- Directions for this task -
Your copy of the material must match it exactly, except that pictures are dropped.

- Recorded data -
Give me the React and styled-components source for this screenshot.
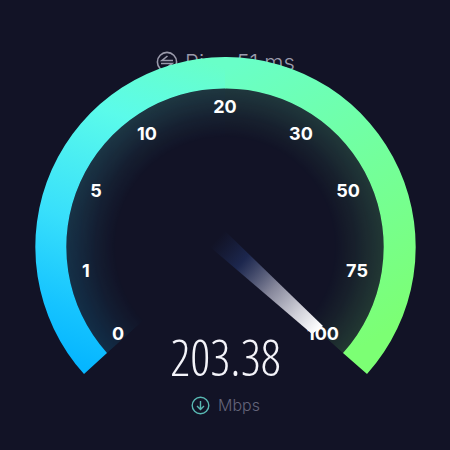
import React from 'react';
import styled, { createGlobalStyle } from 'styled-components'


const marks = [
    { label: '0', x: 118, y: 340 },
    { label: '1', x: 86, y: 277 },
    { label: '5', x: 96, y: 197 },
    { label: '10', x: 147, y: 140 },
    { label: '20', x: 225, y: 113 },
    { label: '30', x: 301, y: 140 },
    { label: '50', x: 348, y: 197 },
    { label: '75', x: 357, y: 277 },
    { label: '100', x: 323, y: 340 },
]

const Dial = () => (
    <DialSvg viewBox="35 57 381 318" role="img" aria-label="Download speed gauge">
        <defs>
            <linearGradient id="left" gradientUnits="userSpaceOnUse" x1="80" y1="365" x2="196" y2="56">
                <stop offset="0" stopColor="#06b6ff"/>
                <stop offset="0.15" stopColor="#16c4ff"/>
                <stop offset="0.4" stopColor="#38dffb"/>
                <stop offset="0.75" stopColor="#5bfbea"/>
                <stop offset="1" stopColor="#69ffc8"/>
            </linearGradient>
            <linearGradient id="right" gradientUnits="userSpaceOnUse" x1="225" y1="70" x2="390" y2="330">
                <stop offset="0" stopColor="#69ffc8"/>
                <stop offset="0.5" stopColor="#73ff9c"/>
                <stop offset="1" stopColor="#7cff74"/>
            </linearGradient>
            <radialGradient id="fade" gradientUnits="userSpaceOnUse" cx="225" cy="247" r="160">
                <stop offset="0.68" stopColor="#fff" stopOpacity="0"/>
                <stop offset="0.8" stopColor="#fff" stopOpacity="0.05"/>
                <stop offset="0.92" stopColor="#fff" stopOpacity="0.12"/>
                <stop offset="1" stopColor="#fff" stopOpacity="0.16"/>
            </radialGradient>
            <linearGradient id="beam" gradientUnits="userSpaceOnUse" x1="217" y1="239" x2="318" y2="330">
                <stop offset="0" stopColor="#1b2850" stopOpacity="0"/>
                <stop offset="0.25" stopColor="#1f2c58" stopOpacity="0.8"/>
                <stop offset="0.55" stopColor="#85869a"/>
                <stop offset="0.8" stopColor="#cfcfd8"/>
                <stop offset="1" stopColor="#fff"/>
            </linearGradient>
            <mask id="glow" maskUnits="userSpaceOnUse" x="35" y="57" width="381" height="318">
                <circle cx="225" cy="247" r="160" fill="url(#fade)"/>
            </mask>
        </defs>
        <g mask="url(#glow)">
            <path d="M225 247L107 353A158.500 158.500 0 0 1 225 88.500Z" fill="url(#left)"/>
            <path d="M225 247L225 88.500A158.500 158.500 0 0 1 343 353Z" fill="url(#right)"/>
        </g>
        <path d="M84 374A190 190 0 0 1 225.500 57V88.500A158.500 158.500 0 0 0 107 353Z" fill="url(#left)"/>
        <path d="M225 57A190 190 0 0 1 367 374L343 353A158.500 158.500 0 0 0 225 88.500Z" fill="url(#right)"/>
        {marks.map(({ label, x, y }) => (
            <Mark key={label} x={x} y={y}>{label}</Mark>
        ))}
        <path d="M209 246L225 231L323 326L312 334Z" fill="url(#beam)"/>
    </DialSvg>
)

const App = () => {
    return (
        <>
            <GlobalStyle/>
            <Page>
                <Ping>
                    <svg width="22" height="22" viewBox="0 0 22 22" fill="none" stroke="currentColor" strokeWidth="1.600">
                        <circle cx="11" cy="11" r="9.600"/>
                        <path d="M17 9.500H6L11.500 5M5 12.500H16L10.500 17"/>
                    </svg>
                    <span>Ping 51 ms</span>
                </Ping>
                <Dial/>
                <Speed>203.38</Speed>
                <Unit>
                    <svg width="19" height="19" viewBox="0 0 19 19" fill="none" stroke="#58b8b2" strokeWidth="1.400">
                        <circle cx="9.500" cy="9.500" r="8.300"/>
                        <path d="M9.500 5V13.500M6 10L9.500 13.500L13 10"/>
                    </svg>
                    <span>Mbps</span>
                </Unit>
            </Page>
        </>
    );
};

export default App;


const GlobalStyle = createGlobalStyle`
  body {
    margin: 0;
    background: #121326;
    font-family: Inter, "Liberation Sans", sans-serif;
  }
`

const Page = styled.main`
  display: flex;
  flex-direction: column;
  align-items: center;
  min-height: 100vh;
  box-sizing: border-box;
  padding: 48px 34px 32px 35px;
`

const Ping = styled.div`
  display: flex;
  align-items: center;
  gap: 7px;
  height: 28px;
  margin-bottom: -19px;
  color: #9a9aab;
  font-size: 22px;
  font-weight: 300;
  line-height: 28px;
`

const DialSvg = styled.svg`
  display: block;
  width: 100%;
  max-width: 560px;
`

const Mark = styled.text`
  fill: #fff;
  font-size: 18px;
  font-weight: 700;
  text-anchor: middle;
`

const Speed = styled.div`
  margin-top: -44px;
  color: #f4f4fa;
  font-family: "Open Sans Condensed Light", "Open Sans Light Condensed", "Noto Sans ExtraCondensed Thin", "Noto Sans ExtraCondensed Light", "Roboto Condensed", sans-serif;
  font-size: 50px;
  font-weight: 100;
  line-height: 52px;
`

const Unit = styled.div`
  display: flex;
  align-items: center;
  gap: 8px;
  margin-top: 12px;
  color: #64647a;
  font-size: 16px;
  font-weight: 300;
  line-height: 20px;
`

- Exercise result -
Give me the React and styled-components source for this screenshot.
import React from 'react';
import styled, { createGlobalStyle } from 'styled-components'


const marks = [
    { label: '0', x: 118, y: 340 },
    { label: '1', x: 86, y: 277 },
    { label: '5', x: 96, y: 197 },
    { label: '10', x: 147, y: 140 },
    { label: '20', x: 225, y: 113 },
    { label: '30', x: 301, y: 140 },
    { label: '50', x: 348, y: 197 },
    { label: '75', x: 357, y: 277 },
    { label: '100', x: 323, y: 340 },
]

const Dial = () => (
    <DialSvg viewBox="35 57 381 318" role="img" aria-label="Download speed gauge">
        <defs>
            <linearGradient id="left" gradientUnits="userSpaceOnUse" x1="80" y1="365" x2="196" y2="56">
                <stop offset="0" stopColor="#06b6ff"/>
                <stop offset="0.15" stopColor="#16c4ff"/>
                <stop offset="0.4" stopColor="#38dffb"/>
                <stop offset="0.75" stopColor="#5bfbea"/>
                <stop offset="1" stopColor="#69ffc8"/>
            </linearGradient>
            <linearGradient id="right" gradientUnits="userSpaceOnUse" x1="225" y1="70" x2="390" y2="330">
                <stop offset="0" stopColor="#69ffc8"/>
                <stop offset="0.5" stopColor="#73ff9c"/>
                <stop offset="1" stopColor="#7cff74"/>
            </linearGradient>
            <radialGradient id="fade" gradientUnits="userSpaceOnUse" cx="225" cy="247" r="160">
                <stop offset="0.68" stopColor="#fff" stopOpacity="0"/>
                <stop offset="0.8" stopColor="#fff" stopOpacity="0.05"/>
                <stop offset="0.92" stopColor="#fff" stopOpacity="0.12"/>
                <stop offset="1" stopColor="#fff" stopOpacity="0.16"/>
            </radialGradient>
            <linearGradient id="beam" gradientUnits="userSpaceOnUse" x1="217" y1="239" x2="318" y2="330">
                <stop offset="0" stopColor="#1b2850" stopOpacity="0"/>
                <stop offset="0.25" stopColor="#1f2c58" stopOpacity="0.8"/>
                <stop offset="0.55" stopColor="#85869a"/>
                <stop offset="0.8" stopColor="#cfcfd8"/>
                <stop offset="1" stopColor="#fff"/>
            </linearGradient>
            <mask id="glow" maskUnits="userSpaceOnUse" x="35" y="57" width="381" height="318">
                <circle cx="225" cy="247" r="160" fill="url(#fade)"/>
            </mask>
        </defs>
        <g mask="url(#glow)">
            <path d="M225 247L107 353A158.500 158.500 0 0 1 225 88.500Z" fill="url(#left)"/>
            <path d="M225 247L225 88.500A158.500 158.500 0 0 1 343 353Z" fill="url(#right)"/>
        </g>
        <path d="M84 374A190 190 0 0 1 225.500 57V88.500A158.500 158.500 0 0 0 107 353Z" fill="url(#left)"/>
        <path d="M225 57A190 190 0 0 1 367 374L343 353A158.500 158.500 0 0 0 225 88.500Z" fill="url(#right)"/>
        {marks.map(({ label, x, y }) => (
            <Mark key={label} x={x} y={y}>{label}</Mark>
        ))}
        <path d="M209 246L225 231L323 326L312 334Z" fill="url(#beam)"/>
    </DialSvg>
)

const App = () => {
    return (
        <>
            <GlobalStyle/>
            <Page>
                <Ping>
                    <svg width="22" height="22" viewBox="0 0 22 22" fill="none" stroke="currentColor" strokeWidth="1.600">
                        <circle cx="11" cy="11" r="9.600"/>
                        <path d="M17 9.500H6L11.500 5M5 12.500H16L10.500 17"/>
                    </svg>
                    <span>Ping 51 ms</span>
                </Ping>
                <Dial/>
                <Speed>203.38</Speed>
                <Unit>
                    <svg width="19" height="19" viewBox="0 0 19 19" fill="none" stroke="#58b8b2" strokeWidth="1.400">
                        <circle cx="9.500" cy="9.500" r="8.300"/>
                        <path d="M9.500 5V13.500M6 10L9.500 13.500L13 10"/>
                    </svg>
                    <span>Mbps</span>
                </Unit>
            </Page>
        </>
    );
};

export default App;


const GlobalStyle = createGlobalStyle`
  body {
    margin: 0;
    background: #121326;
    font-family: Inter, "Liberation Sans", sans-serif;
  }
`

const Page = styled.main`
  display: flex;
  flex-direction: column;
  align-items: center;
  min-height: 100vh;
  box-sizing: border-box;
  padding: 48px 34px 32px 35px;
`

const Ping = styled.div`
  display: flex;
  align-items: center;
  gap: 7px;
  height: 28px;
  margin-bottom: -19px;
  color: #9a9aab;
  font-size: 22px;
  font-weight: 300;
  line-height: 28px;
`

const DialSvg = styled.svg`
  display: block;
  width: 100%;
  max-width: 560px;
`

const Mark = styled.text`
  fill: #fff;
  font-size: 18px;
  font-weight: 700;
  text-anchor: middle;
`

const Speed = styled.div`
  margin-top: -44px;
  color: #f4f4fa;
  font-family: "Open Sans Condensed Light", "Open Sans Light Condensed", "Noto Sans ExtraCondensed Thin", "Noto Sans ExtraCondensed Light", "Roboto Condensed", sans-serif;
  font-size: 50px;
  font-weight: 100;
  line-height: 52px;
`

const Unit = styled.div`
  display: flex;
  align-items: center;
  gap: 8px;
  margin-top: 12px;
  color: #64647a;
  font-size: 16px;
  font-weight: 300;
  line-height: 20px;
`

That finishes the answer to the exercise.